The Holiday Season brings with it immeasurable and inescapable cheer. The last heat wave of Summer barely graced us before tidings of tinsel, flocked trees, and icicle lights stocked the store shelves. Around every corner is yet another reminder that the holidays are upon us, and with that reminder comes an implicit message that they should be filled with family, joy, and peace. And while that image sounds ideal, the holidays can, in truth, represent a season of conflict, hardship, and ambiguity amidst the cheer. And when mixed feelings exist in a winter wonderland of cloying happiness, those feelings are often exacerbated, making the sadness even sadder and the loneliness even lonelier. And cancer can be that unwelcome guest at the Christmas dinner table, piercing through an otherwise peaceful season with feelings of apprehension, anger, grief, tenderness, fear, and everything in between. Cancer can disrupt family holiday traditions, impact finances, and shift dynamics in the roles that people play in their family’s holiday celebrations. It may leave caregivers and well-intentioned family members baffled as to how to interact with and support their loved one during this festive season. And while there is no road-map to eradicate the emotional roller-coaster that the holiday season can present, we offer a few tips that may help alleviate some stress, provide room to be genuine about your feelings, and embrace the holiday season for all that it may be: the bad, the ugly, the surprising, and the beautiful.
First and foremost, allow yourself to feel. Allow yourself to feel happy, sad, confused, excited, scared, and joyful. The more we avoid our feelings, the more that they can overwhelm us. Though we may try, we can never outrun the way that we are feeling. And feelings in and of themselves are not bad, wrong, or permanent; they are simply a wave that will ebb and flow. So allow yourself to feel sad, because that sadness will inevitably clear the way for other more peaceful feelings to occupy its space.

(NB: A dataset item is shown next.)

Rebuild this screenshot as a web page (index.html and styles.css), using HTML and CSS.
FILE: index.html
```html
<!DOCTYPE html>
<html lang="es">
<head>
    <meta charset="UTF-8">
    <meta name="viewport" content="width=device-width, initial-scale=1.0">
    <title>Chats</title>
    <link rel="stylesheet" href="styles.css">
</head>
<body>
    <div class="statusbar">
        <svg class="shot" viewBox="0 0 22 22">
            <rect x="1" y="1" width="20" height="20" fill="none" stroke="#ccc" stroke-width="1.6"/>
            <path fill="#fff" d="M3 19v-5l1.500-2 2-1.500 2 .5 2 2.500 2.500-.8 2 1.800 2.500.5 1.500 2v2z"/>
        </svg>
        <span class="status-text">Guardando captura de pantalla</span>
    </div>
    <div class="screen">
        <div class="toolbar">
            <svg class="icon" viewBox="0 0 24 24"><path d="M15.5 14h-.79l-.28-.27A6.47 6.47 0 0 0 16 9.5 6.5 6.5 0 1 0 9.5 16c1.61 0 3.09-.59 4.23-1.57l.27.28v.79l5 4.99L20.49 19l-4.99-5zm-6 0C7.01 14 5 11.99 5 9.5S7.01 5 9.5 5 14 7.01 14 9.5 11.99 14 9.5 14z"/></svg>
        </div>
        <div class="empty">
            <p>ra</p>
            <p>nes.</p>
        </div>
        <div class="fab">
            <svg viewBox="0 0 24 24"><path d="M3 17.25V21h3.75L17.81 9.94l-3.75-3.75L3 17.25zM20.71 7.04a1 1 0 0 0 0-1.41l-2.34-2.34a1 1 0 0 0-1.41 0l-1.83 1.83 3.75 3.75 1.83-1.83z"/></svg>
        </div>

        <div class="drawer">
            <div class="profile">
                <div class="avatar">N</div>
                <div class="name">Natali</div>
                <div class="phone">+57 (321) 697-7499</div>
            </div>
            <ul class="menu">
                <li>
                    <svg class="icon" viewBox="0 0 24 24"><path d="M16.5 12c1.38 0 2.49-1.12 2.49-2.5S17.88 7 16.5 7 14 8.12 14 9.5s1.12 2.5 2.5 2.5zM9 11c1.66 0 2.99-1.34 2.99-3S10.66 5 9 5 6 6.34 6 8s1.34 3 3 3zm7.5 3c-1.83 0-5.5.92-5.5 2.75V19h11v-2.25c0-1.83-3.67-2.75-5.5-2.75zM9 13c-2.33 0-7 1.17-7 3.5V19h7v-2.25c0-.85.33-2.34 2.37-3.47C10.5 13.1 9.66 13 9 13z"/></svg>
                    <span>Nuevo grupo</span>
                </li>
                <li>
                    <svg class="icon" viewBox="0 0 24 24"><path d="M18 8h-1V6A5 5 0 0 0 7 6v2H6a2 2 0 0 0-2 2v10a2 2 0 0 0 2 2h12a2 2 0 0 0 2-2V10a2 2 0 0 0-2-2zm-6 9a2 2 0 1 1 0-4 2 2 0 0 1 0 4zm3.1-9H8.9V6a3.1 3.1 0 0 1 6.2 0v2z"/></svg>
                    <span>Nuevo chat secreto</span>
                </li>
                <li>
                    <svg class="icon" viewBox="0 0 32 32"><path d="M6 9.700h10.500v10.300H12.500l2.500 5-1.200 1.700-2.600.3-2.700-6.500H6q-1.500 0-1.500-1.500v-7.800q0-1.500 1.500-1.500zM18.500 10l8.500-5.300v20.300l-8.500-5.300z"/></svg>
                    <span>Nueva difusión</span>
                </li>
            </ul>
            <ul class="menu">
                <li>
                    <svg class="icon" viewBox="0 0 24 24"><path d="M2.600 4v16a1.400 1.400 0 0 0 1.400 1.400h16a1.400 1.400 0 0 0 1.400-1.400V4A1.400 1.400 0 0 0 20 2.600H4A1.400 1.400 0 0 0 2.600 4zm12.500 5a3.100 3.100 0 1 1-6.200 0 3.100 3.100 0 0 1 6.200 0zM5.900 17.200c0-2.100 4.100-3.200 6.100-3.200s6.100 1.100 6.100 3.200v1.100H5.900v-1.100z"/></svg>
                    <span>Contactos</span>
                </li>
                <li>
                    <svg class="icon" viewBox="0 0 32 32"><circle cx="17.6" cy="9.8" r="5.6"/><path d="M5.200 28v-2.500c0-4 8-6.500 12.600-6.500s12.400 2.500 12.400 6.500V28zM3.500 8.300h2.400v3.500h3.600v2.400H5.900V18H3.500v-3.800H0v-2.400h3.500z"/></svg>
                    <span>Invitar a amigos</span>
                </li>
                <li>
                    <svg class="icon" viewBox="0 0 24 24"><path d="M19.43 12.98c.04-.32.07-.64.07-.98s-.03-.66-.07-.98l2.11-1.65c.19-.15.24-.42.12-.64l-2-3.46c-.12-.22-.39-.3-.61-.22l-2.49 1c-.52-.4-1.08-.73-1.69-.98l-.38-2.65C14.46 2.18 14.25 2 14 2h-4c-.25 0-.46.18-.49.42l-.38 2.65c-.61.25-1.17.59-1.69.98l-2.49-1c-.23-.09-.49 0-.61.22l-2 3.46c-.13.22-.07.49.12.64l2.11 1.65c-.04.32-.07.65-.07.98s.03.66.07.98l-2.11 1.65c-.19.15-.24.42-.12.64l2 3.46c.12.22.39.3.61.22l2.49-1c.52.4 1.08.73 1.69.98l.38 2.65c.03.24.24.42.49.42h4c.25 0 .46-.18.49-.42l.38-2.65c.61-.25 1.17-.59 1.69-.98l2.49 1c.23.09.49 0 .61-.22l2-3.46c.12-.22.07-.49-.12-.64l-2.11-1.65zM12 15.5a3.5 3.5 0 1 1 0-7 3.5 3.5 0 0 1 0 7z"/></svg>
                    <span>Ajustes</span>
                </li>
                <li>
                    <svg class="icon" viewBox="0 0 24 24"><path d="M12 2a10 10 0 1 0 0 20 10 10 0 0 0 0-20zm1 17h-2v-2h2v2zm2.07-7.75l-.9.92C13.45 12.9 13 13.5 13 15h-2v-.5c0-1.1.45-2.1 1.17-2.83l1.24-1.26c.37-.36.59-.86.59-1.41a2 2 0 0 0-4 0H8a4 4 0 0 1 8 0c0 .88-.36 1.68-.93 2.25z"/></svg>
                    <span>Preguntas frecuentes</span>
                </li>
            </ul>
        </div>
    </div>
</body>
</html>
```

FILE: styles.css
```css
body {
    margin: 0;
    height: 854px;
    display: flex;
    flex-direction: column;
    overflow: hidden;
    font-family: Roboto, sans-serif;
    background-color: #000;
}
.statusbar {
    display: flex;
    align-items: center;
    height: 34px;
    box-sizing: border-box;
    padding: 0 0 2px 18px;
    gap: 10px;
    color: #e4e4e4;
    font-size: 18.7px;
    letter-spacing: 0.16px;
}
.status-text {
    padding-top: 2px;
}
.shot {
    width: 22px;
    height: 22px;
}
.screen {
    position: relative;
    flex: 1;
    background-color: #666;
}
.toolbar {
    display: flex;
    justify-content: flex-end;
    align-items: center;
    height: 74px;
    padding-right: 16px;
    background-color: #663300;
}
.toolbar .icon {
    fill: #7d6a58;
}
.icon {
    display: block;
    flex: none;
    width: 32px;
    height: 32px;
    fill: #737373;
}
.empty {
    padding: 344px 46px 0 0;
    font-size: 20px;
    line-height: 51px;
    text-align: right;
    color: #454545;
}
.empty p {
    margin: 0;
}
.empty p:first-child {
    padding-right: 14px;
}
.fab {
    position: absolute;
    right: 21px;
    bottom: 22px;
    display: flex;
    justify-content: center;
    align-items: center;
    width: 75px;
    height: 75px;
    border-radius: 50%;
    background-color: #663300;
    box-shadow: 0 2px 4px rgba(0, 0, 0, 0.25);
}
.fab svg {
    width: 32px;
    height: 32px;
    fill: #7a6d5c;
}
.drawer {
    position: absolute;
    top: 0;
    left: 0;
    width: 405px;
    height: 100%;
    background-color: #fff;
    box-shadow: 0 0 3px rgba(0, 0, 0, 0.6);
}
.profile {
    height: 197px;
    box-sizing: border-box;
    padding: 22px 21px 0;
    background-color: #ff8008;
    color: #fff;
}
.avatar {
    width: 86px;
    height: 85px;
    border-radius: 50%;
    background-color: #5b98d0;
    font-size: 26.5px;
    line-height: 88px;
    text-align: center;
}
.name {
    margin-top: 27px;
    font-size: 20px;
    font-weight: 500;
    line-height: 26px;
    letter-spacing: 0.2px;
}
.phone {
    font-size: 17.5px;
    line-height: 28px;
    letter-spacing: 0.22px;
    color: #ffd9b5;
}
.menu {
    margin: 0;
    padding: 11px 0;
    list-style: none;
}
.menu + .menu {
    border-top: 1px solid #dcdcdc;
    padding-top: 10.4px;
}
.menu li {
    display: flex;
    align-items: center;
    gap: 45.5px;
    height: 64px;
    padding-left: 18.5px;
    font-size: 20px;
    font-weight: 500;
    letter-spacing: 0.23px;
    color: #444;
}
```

Holidays are often characterized by traditions, and with those traditions come expectations. Perhaps you were always the family member responsible for hosting the family, or baking the apple pies, or buying the mountain of presents, or directing the cleanup crew following Christmas dinner. Hence our next tip: contemplate. Check in with yourself to assess whether you want and are able to fulfill everything that you historically do during the holidays. Maybe maintaining the traditions that you normally do is of utmost importance to you, or maybe this year you want to change things up. Maybe you need to give some thought to where and with whom you want to spend time with during the holidays. This process of contemplation may sound like a daunting task, but taking the extra time to prepare for the holiday you want will relieve your future self of undue stress.
Remember the holidays are not just about giving, but also receiving. Asking for help, space, time, and understanding are all appropriate items on your holiday wish-list. Chances are you have never hesitated to help a family member or friend in need- maybe it’s now your turn to ask for help. Maybe you need help with cooking or cleaning in advance of your holiday gathering, or you need help organizing your coat closet, or shopping for presents… No matter what the request may be, those close to you will be more than willing to help.
4. Set Realistic Expectations
While it is a major feat for Santa to scale the chimneys of families worldwide all within a matter of one night, we cannot all be Santa. We cannot expect ourselves to perform to ridiculously high holiday standards on top of the things we ordinarily do on top of life stressors on top of a cancer diagnosis. When we set expectations that exceed our physical and mental abilities, we set ourselves up for failure at the very worst, and one heck of an unpleasant and stressful holiday season at the very least. Setting realistic expectations does not mean that you are throwing in the towel. Rather, it means that you are taking a look at your goals and taking inventory of your resources to achieve those goals. Make a list of your priorities and evaluate how you will work towards those priorities (i.e. axing some items off the to-do list, enlisting friends and family for support, scheduling in appropriate time for rest, etc).
And for the family members out there: listen. Listen to your loved one talk about their experience with cancer, and listen to them when they want to talk about Aunt Marge’s green bean casserole. Be present with them in providing space for them to talk about their health or to not talk about their health. Also, allow them to contribute. Be attuned to their wishes and needs, which may include keeping with their usual duties and roles or changing things up a bit. Holiday traditions can be very meaningful and important, and sparing your loved ones of the duty to contribute in the way that they normally do or want to do may rob them of the joy that characterizes this season.
Above all, be present with your family and loved ones. The fragility of life becomes evident when it is threatened by a disease like cancer, which inevitably provides perspective on the things that matter most. All of us at CSC wish you a peaceful and meaningful holiday season.